» **What you need to do**: Work through the listing below and count the lines that hold "styled". Answer with the number alone.

+++ Information provided

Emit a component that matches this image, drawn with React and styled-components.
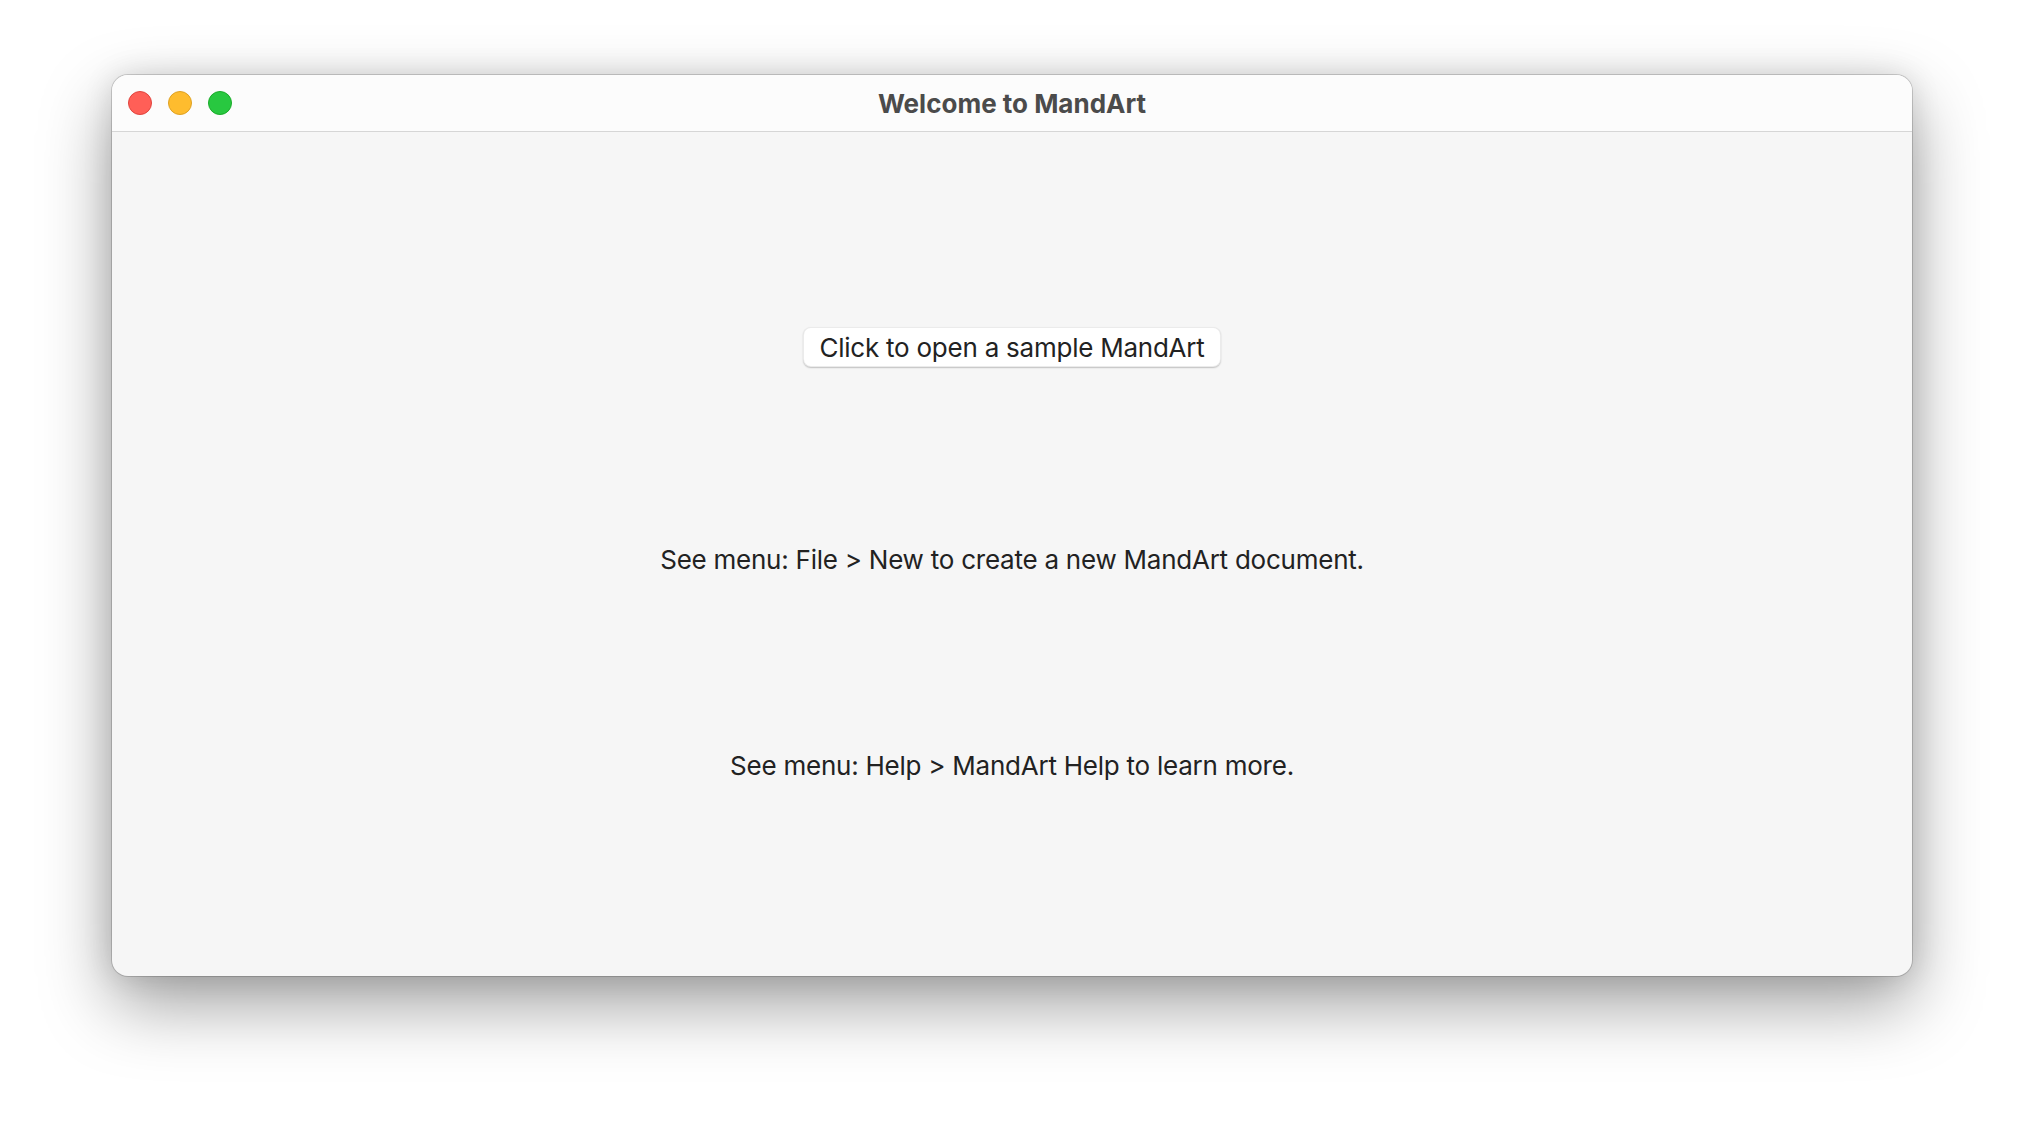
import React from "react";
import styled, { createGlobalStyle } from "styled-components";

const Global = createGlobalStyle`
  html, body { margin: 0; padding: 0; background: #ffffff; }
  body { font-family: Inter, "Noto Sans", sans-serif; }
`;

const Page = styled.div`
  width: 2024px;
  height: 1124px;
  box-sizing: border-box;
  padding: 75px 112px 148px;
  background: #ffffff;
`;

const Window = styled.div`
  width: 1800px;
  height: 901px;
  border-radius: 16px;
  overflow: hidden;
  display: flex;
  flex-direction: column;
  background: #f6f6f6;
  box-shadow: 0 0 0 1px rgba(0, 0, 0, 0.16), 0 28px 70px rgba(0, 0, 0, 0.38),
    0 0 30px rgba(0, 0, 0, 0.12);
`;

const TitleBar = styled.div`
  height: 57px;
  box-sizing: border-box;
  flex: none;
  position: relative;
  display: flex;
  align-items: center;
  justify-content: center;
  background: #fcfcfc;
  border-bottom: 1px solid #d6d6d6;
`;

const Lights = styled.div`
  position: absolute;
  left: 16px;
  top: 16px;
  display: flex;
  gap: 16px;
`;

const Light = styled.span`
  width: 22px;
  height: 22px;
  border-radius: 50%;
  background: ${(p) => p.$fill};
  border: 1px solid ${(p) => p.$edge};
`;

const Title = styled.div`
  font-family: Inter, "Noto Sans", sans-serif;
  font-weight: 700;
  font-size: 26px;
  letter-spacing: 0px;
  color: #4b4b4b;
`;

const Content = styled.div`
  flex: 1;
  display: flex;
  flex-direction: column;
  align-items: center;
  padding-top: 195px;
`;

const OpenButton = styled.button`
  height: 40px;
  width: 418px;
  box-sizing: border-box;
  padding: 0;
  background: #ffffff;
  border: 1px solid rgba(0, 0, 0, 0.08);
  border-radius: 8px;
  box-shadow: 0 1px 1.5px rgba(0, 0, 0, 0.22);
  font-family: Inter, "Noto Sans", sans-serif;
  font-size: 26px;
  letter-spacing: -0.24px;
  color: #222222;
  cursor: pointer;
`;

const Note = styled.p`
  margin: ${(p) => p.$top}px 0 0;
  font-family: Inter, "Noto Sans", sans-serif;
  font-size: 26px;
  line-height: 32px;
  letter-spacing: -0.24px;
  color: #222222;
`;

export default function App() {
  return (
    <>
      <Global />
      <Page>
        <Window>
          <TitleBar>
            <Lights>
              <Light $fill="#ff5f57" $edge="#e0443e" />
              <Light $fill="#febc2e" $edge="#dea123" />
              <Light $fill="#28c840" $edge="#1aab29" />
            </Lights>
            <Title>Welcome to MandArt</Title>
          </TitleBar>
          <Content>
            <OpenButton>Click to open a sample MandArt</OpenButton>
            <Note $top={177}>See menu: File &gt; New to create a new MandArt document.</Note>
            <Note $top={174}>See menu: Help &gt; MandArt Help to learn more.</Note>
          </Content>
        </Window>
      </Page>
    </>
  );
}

++++++

» **Finished task**: 11